In the listener’s experience, how does the referentiality of music (Derrida: the transcendence of the work) operate? How does the referential pointing beyond what is actually heard – a pointing towards something that has been ‘designated’ (signifié) – function?

And in the freely improvised section, where it has not yet been communicated whether we have entered the ‘cell membrane’ of the next song, is it possible – or even necessary – to listen to the music as music, not as song accompaniment, in order to fully experience it?

Are we listening to what the music represents? How it was made? What it reminds us of? How it deviates from what we expected just half a minute ago? Or simply to what it is?

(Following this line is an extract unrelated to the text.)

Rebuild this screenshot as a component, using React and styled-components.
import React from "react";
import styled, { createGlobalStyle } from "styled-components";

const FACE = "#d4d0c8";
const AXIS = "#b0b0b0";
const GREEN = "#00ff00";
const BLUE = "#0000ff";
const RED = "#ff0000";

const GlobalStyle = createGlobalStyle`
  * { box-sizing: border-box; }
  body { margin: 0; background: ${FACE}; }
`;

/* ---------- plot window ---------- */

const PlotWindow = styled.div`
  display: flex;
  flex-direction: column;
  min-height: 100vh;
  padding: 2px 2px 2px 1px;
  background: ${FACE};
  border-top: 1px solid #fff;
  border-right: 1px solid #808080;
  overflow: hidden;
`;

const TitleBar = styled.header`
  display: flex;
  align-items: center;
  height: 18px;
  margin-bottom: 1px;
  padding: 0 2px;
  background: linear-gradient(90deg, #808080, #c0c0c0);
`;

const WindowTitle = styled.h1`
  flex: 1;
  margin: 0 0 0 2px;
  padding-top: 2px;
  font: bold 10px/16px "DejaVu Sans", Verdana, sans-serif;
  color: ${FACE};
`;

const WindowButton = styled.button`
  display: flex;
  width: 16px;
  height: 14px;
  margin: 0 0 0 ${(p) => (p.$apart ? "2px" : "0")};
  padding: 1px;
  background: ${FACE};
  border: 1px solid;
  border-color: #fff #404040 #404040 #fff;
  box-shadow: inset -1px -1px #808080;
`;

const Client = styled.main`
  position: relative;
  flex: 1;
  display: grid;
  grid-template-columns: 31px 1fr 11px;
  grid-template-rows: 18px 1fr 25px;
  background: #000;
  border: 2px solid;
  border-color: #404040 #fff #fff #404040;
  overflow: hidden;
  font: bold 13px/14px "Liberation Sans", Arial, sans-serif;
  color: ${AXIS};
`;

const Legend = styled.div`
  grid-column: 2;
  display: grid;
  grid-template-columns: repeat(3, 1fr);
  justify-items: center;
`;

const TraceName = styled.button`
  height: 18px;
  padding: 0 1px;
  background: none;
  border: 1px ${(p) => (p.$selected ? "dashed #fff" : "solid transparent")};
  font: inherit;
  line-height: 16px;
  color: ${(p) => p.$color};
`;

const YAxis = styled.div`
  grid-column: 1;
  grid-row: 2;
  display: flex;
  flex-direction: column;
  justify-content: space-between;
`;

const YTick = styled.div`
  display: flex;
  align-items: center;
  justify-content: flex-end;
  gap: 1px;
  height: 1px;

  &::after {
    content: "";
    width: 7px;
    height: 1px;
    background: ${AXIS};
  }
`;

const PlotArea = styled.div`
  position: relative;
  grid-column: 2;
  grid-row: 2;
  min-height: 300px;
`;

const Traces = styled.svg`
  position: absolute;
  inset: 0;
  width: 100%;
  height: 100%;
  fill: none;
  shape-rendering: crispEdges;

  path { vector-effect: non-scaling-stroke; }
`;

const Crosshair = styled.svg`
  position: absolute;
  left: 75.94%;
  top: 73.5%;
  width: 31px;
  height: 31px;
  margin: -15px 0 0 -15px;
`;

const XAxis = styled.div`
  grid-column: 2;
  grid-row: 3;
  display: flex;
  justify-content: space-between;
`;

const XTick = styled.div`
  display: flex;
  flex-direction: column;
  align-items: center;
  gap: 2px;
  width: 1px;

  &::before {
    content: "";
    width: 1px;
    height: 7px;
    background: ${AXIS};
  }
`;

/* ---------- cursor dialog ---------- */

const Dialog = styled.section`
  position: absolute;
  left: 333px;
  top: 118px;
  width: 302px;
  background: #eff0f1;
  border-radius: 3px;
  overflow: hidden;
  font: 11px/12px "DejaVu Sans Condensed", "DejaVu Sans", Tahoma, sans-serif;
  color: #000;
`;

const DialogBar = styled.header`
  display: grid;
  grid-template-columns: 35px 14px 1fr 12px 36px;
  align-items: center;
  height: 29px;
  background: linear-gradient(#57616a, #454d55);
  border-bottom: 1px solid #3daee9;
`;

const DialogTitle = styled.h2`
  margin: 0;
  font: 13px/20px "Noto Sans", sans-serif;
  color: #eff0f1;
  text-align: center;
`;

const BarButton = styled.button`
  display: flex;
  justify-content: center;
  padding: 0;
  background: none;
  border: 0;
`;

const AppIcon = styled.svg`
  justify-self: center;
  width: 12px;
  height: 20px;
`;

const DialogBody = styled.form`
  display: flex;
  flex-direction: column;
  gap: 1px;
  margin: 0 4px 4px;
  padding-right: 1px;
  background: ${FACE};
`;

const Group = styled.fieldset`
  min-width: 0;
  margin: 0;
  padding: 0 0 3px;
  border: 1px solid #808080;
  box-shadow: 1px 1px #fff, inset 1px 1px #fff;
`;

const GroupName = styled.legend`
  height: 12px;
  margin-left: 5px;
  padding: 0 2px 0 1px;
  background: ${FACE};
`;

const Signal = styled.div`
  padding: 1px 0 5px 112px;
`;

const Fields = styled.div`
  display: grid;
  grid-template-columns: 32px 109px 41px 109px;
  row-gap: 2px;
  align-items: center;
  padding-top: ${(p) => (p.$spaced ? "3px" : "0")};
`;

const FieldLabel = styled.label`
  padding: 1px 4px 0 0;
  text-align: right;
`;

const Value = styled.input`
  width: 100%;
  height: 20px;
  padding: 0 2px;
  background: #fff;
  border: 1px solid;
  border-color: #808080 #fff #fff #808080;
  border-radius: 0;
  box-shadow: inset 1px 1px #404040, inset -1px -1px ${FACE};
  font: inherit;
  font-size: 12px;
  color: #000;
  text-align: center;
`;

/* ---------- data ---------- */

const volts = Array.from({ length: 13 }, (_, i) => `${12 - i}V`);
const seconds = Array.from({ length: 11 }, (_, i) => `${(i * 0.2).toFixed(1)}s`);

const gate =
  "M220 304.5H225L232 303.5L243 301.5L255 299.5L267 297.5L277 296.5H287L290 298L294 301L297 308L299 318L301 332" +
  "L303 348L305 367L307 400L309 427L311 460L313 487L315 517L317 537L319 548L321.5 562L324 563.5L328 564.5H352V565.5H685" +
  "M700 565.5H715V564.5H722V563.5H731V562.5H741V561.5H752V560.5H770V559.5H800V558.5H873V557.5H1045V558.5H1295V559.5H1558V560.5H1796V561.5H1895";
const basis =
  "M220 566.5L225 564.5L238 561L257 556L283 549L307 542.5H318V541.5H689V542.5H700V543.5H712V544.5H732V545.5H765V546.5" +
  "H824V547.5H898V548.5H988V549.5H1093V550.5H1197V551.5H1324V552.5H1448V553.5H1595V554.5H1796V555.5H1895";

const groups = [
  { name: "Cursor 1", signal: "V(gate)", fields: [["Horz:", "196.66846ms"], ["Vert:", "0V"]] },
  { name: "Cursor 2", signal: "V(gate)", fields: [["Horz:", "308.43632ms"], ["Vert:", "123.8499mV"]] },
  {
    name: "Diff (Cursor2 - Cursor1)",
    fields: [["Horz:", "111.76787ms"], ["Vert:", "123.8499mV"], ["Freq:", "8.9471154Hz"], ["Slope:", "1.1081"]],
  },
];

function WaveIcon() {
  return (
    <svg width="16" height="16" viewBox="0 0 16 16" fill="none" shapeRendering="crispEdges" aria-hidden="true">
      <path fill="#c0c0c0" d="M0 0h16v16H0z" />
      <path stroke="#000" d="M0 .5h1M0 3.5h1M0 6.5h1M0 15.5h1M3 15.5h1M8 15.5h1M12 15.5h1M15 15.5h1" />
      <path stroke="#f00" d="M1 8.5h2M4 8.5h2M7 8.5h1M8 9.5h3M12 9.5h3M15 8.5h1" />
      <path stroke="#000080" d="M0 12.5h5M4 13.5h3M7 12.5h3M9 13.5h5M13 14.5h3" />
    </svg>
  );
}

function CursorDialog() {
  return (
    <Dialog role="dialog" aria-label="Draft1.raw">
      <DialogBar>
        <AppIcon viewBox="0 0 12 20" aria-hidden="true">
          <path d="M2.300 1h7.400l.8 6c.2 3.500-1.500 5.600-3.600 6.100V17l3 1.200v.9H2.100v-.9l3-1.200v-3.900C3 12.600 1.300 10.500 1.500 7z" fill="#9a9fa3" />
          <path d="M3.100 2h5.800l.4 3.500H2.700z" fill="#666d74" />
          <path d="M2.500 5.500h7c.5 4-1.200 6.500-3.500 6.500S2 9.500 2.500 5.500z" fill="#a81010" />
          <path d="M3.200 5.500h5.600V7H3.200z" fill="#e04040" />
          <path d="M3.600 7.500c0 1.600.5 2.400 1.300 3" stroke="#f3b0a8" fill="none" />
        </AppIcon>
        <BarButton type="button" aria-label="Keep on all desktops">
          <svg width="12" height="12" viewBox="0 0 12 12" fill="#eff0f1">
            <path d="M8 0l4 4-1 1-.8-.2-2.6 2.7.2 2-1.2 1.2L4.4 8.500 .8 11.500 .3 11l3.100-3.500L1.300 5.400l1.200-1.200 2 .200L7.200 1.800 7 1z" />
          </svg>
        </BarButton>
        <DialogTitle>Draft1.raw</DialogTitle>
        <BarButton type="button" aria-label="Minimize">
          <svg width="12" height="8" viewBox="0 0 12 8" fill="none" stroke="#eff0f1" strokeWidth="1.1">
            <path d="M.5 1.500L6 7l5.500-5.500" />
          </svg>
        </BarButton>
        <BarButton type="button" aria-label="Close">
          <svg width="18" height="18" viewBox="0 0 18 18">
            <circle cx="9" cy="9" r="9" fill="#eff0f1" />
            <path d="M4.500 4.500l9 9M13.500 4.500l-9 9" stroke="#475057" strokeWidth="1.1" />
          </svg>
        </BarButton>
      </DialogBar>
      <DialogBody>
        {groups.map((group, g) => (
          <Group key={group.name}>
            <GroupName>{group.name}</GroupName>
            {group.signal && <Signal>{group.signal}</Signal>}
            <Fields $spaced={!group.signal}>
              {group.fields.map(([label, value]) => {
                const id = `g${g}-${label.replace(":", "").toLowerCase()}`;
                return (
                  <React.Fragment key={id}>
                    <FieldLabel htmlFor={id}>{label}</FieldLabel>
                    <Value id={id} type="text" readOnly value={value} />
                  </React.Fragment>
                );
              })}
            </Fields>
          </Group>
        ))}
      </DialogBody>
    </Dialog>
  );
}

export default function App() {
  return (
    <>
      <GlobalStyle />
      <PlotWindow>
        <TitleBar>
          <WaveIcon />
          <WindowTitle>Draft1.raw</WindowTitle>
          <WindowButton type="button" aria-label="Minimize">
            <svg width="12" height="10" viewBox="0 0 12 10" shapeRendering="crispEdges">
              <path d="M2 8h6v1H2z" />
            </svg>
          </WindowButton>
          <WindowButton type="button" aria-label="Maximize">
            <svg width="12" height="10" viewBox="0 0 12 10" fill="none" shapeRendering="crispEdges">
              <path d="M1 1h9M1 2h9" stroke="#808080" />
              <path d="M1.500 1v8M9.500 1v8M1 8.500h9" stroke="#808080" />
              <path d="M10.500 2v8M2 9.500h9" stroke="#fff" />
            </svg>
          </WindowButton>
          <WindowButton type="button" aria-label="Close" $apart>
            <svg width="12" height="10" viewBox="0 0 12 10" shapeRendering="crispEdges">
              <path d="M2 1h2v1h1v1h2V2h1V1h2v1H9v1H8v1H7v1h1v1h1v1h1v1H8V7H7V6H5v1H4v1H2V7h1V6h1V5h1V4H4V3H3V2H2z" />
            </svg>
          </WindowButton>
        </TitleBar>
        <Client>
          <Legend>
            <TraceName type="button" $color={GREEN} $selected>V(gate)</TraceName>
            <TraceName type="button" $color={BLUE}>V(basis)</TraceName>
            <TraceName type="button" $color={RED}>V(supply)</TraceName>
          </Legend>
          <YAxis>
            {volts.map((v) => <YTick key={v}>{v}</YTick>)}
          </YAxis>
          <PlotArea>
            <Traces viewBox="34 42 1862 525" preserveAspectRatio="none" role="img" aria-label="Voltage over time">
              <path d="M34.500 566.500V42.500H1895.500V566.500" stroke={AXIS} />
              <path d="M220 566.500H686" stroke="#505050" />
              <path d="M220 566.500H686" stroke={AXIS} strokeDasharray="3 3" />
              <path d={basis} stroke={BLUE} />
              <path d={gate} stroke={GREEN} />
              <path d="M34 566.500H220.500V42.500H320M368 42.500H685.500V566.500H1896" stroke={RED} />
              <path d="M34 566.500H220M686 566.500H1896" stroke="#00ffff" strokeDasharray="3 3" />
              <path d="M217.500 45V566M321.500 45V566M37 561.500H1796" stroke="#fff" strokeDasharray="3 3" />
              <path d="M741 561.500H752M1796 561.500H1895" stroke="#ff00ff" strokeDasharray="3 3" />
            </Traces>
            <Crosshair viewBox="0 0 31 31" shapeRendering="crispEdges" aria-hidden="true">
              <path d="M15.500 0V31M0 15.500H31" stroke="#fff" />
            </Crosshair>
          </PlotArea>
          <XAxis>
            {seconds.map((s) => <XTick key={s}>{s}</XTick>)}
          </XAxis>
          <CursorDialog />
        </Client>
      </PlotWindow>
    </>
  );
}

I find it an intriguing paradox in the project that its concert format simultaneously invites the listener to experience an improvised performance as what it is, that is, to listen as though the improvisation does not refer to anything familiar – and, at the same time, that the sometimes very clear reference to well-known material causes the sound to cease being merely sound and become a symbol.

My question is therefore: In this project, is it possible to practise such a not-culturally-embedded, nontranscendent listening? Is it even cognitively possible in other contexts? Or are the cultural allusions always so strongly present that we must conclude there is always a text beyond the text when it comes to music, namely the interaction of music with our memory?

 

 

[1]Jacques Derrida, "The Law of Genre," in Acts of Literature, ed. by Derek Attridge (New York: Routledge, 1992), 230.

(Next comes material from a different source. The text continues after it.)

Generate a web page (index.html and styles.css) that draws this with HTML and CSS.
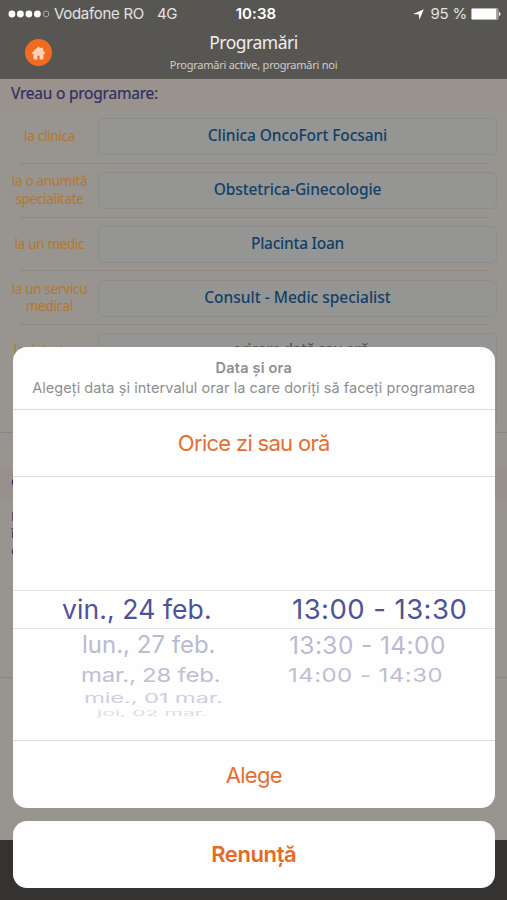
FILE: index.html
```html
<!DOCTYPE html>
<html lang="ro">
<head>
<meta charset="utf-8">
<title>Programări</title>
<link rel="stylesheet" href="styles.css">
</head>
<body>
<div class="screen">
  <header class="top">
    <div class="status">
      <div class="status-left">
        <svg class="signal" width="42" height="8" viewBox="0 0 42 8"><g fill="#fff"><circle cx="3.9" cy="4" r="3.4"/><circle cx="12.4" cy="4" r="3.4"/><circle cx="20.9" cy="4" r="3.4"/><circle cx="29.4" cy="4" r="3.4"/></g><circle cx="38.1" cy="4" r="2.9" fill="none" stroke="#aaa7a4" stroke-width="1"/></svg>
        <span class="carrier">Vodafone RO</span><span class="network">4G</span>
      </div>
      <span class="clock">10:38</span>
      <div class="status-right">
        <svg width="11" height="11" viewBox="0 0 11 11"><path d="M10.8.2 6.4 10.8 5.8 5.4.2 5Z" fill="#fff"/></svg>
        <span class="percent">95 %</span>
        <svg class="battery" width="30" height="12" viewBox="0 0 30 12"><rect x=".4" y=".4" width="26.6" height="11.2" rx="1.6" fill="#777471" stroke="#d8d6d4" stroke-width=".8"/><rect x="1" y="1" width="24.4" height="10" rx=".8" fill="#fff"/><path d="M28 4c1.9.5 1.9 3.5 0 4Z" fill="#fff"/></svg>
      </div>
    </div>
    <div class="nav">
      <div class="home"><svg width="15" height="14" viewBox="0 0 14 14"><path d="M7 .4 9.3 2.5V1.7h2.2v2.8L13.9 6.9 13.1 7.9H12v4.5q0 1-1 1H8.2v-2.7a1.2 1.2 0 0 0-2.4 0v2.7H3q-1 0-1-1V7.9H.9L.1 6.9Z" fill="#ffd2b8"/></svg></div>
      <div class="titles"><h1>Programări</h1><p>Programări active, programări noi</p></div>
    </div>
  </header>
  <main>
    <h2>Vreau o programare:</h2>
    <div class="row"><label>la clinica</label><div class="field"><span class="f1">Clinica OncoFort Focsani</span></div></div>
    <div class="row"><label>la o anumită<br>specialitate</label><div class="field"><span class="f2">Obstetrica-Ginecologie</span></div></div>
    <div class="row"><label>la un medic</label><div class="field"><span class="f3">Placinta Ioan</span></div></div>
    <div class="row"><label class="l4">la un servicu<br>medical</label><div class="field"><span class="f4">Consult - Medic specialist</span></div></div>
    <div class="row last"><label>la data / ora</label><div class="field when">oricare dată sau oră</div></div>
    <section class="contact">
      <h3>Contact</h3>
      <p>Programare<br>în clinica<br>dorită</p>
    </section>
  </main>
  <footer></footer>
</div>
<div class="overlay">
  <div class="sheet">
    <div class="sheet-head"><strong>Data și ora</strong><p>Alegeți data și intervalul orar la care doriți să faceți programarea</p></div>
    <div class="action any"><span>Orice zi sau oră</span></div>
    <div class="wheel">
      <div class="blank"></div>
      <div class="pick selected"><span class="d0">vin., 24 feb.</span><span class="t0">13:00 - 13:30</span></div>
      <div class="pick p1"><span class="d1">lun., 27 feb.</span><span class="t1">13:30 - 14:00</span></div>
      <div class="pick p2"><span class="d2">mar., 28 feb.</span><span class="t2">14:00 - 14:30</span></div>
      <div class="pick p3"><span class="d3">mie., 01 mar.</span></div>
      <div class="pick p4"><span class="d4">joi, 02 mar.</span></div>
    </div>
    <div class="action choose"><span>Alege</span></div>
  </div>
  <div class="cancel"><span>Renunță</span></div>
</div>
</body>
</html>
```

FILE: styles.css
```css
* { box-sizing: border-box; margin: 0; padding: 0; }
body { width: 507px; height: 900px; overflow: hidden; position: relative; background: #97928e; font-family: "Noto Sans", sans-serif; }
.screen { height: 900px; display: flex; flex-direction: column; }
.top { height: 79px; background: #585653; color: #eeedec; flex: none; }
.status { height: 28px; padding: 0 6px 0 8px; display: grid; grid-template-columns: 1fr auto 1fr; align-items: center; font: 15px/28px Inter, sans-serif; color: #e4e2e0; }
.status-left, .status-right { display: flex; align-items: center; }
.status-right { justify-content: flex-end; }
.carrier { margin-left: 4px; letter-spacing: -.3px; }
.network { margin-left: 13px; letter-spacing: -.3px; }
.clock { font-weight: 600; color: #fff; letter-spacing: .1px; padding-left: 3px; }
.percent { margin: 0 4px 0 6px; letter-spacing: -.2px; }
.nav { display: grid; grid-template-columns: 79px 1fr 79px; height: 51px; }
.home { width: 27px; height: 27px; border-radius: 50%; background: #f26b21; margin: 11px 0 0 25px; display: flex; align-items: center; justify-content: center; }
.titles { text-align: center; white-space: nowrap; }
h1 { font-size: 17.5px; line-height: 28px; font-weight: 400; letter-spacing: -.5px; }
.titles p { font-size: 11px; line-height: 18px; color: #cfccca; letter-spacing: -.24px; }
main { flex: 1; background: #98948f; }
h2 { height: 31px; padding: 0 11px; font-size: 15.5px; line-height: 29px; font-weight: 400; color: #2f2f62; -webkit-text-stroke: .2px #2f2f62; background: #9a928c; letter-spacing: -.22px; }
.row { height: 53.8px; display: grid; grid-template-columns: 98px 399px; align-items: center; background: linear-gradient(#8f8883, #8f8883) 19px 100% / 469px 1px no-repeat; }
.row label { font-size: 13.5px; line-height: 17.5px; letter-spacing: -.3px; text-align: center; color: #b5782b; white-space: nowrap; padding-left: 1px; }
.field { height: 37px; border: 1px solid #8d8d8c; border-radius: 6px; background: #959594; color: #123f66; display: flex; align-items: center; justify-content: center; font-size: 15.5px; font-weight: 500; padding-bottom: 3px; white-space: nowrap; }
.f1 { letter-spacing: -.08px; }
.f2 { letter-spacing: -.1px; }
.f3 { letter-spacing: -.25px; }
.last { height: 107.8px; align-items: start; padding-top: 8px; background-image: linear-gradient(#8b8683, #8b8683); background-position: 0 100%; background-size: 507px 1px; }
.last label { padding-top: 9px; }
.last .field { height: 93px; align-items: start; padding: 4px 0 0 6px; color: #555658; letter-spacing: -.6px; }
.contact { margin-top: 35px; }
.contact h3 { height: 33px; padding-left: 11px; font-size: 15px; line-height: 26px; color: #28285f; background: #98908a; }
.contact p { padding: 7px 11px 0; font-size: 13px; line-height: 17px; color: #30305f; height: 177px; border-bottom: 1px solid #8b8683; }
footer { height: 60px; background: #353331; }
.overlay { position: absolute; inset: 347px 12.5px auto 13px; }
.sheet, .cancel { background: #fefefe; border-radius: 14px; font-family: Inter, sans-serif; }
.sheet { height: 461px; overflow: hidden; display: flex; flex-direction: column; }
.sheet-head { height: 63px; border-bottom: 1.5px solid #dcdcdc; padding-top: 11px; text-align: center; color: #8e8e8e; white-space: nowrap; }
.sheet-head strong { display: block; font-size: 14.5px; line-height: 20px; font-weight: 600; letter-spacing: .2px; }
.sheet-head p { font-size: 14.5px; line-height: 20px; letter-spacing: .06px; }
.action { display: flex; align-items: center; justify-content: center; color: #e56f2e; font-size: 22px; letter-spacing: -.7px; }
.any { height: 67px; border-bottom: 1.5px solid #dcdcdc; }
.wheel { height: 264px; border-bottom: 1.5px solid #dcdcdc; color: #4d5398; }
.blank { height: 113px; }
.pick { display: grid; grid-template-columns: 245px 1fr; white-space: nowrap; align-items: center; }
.pick span { justify-self: start; transform-origin: 0 50%; }
.selected { height: 38.5px; line-height: 36px; border: 1.5px solid #e5e5e5; border-width: 1.5px 0; font-size: 26.5px; }
.p1 { height: 32px; line-height: 32px; font-size: 24px; color: #bbbad2; }
.p2 { height: 29px; line-height: 29px; font-size: 24px; color: #bfbed4; }
.p3 { height: 18px; line-height: 18px; font-size: 24px; color: #cfcedf; }
.p4 { height: 11px; line-height: 11px; font-size: 21px; color: #dddde7; }
.d0 { margin-left: 49px; letter-spacing: .1px; } .t0 { margin-left: 34px; font-size: 27.5px; letter-spacing: .45px; }
.d1 { margin-left: 69px; } .t1 { margin-left: 31px; font-size: 24.5px; letter-spacing: .4px; }
.d2 { margin-left: 68px; letter-spacing: -.25px; transform: scaleY(.8); } .t2 { margin-left: 30px; letter-spacing: .45px; transform: scaleY(.8); }
.d3 { margin-left: 71px; letter-spacing: -.25px; transform: scaleY(.55); }
.d4 { margin-left: 84px; letter-spacing: .1px; transform: scaleY(.35); }
.choose { flex: 1; }
.cancel { margin-top: 12.5px; height: 67px; display: flex; align-items: center; justify-content: center; color: #e56a25; font-size: 22px; font-weight: 600; letter-spacing: -.4px; }
```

[2]Derrida, interview, 41.

[3]Derrida, interview, 73.

[4]Jacques Derrida, “Before the Law,” in Acts of Literature, ed. by Derek Attridge (New York: Routledge, 1992), 215.

[5] Ezra Pound.

[6] Lyrics by Jakob Knudsen 1890, melody by Oluf Ring, 1915.

[7]Derrida, “Before the Law,” 184–188.

[8]Derrida, in Acts of Literature, 43.

[9]Ibid., 44.

[10]Ibid., 45.

[11]Pauline Oliveros, Deep Listening: A Composer’s Sound Practice (New York: iUniverse, 2005).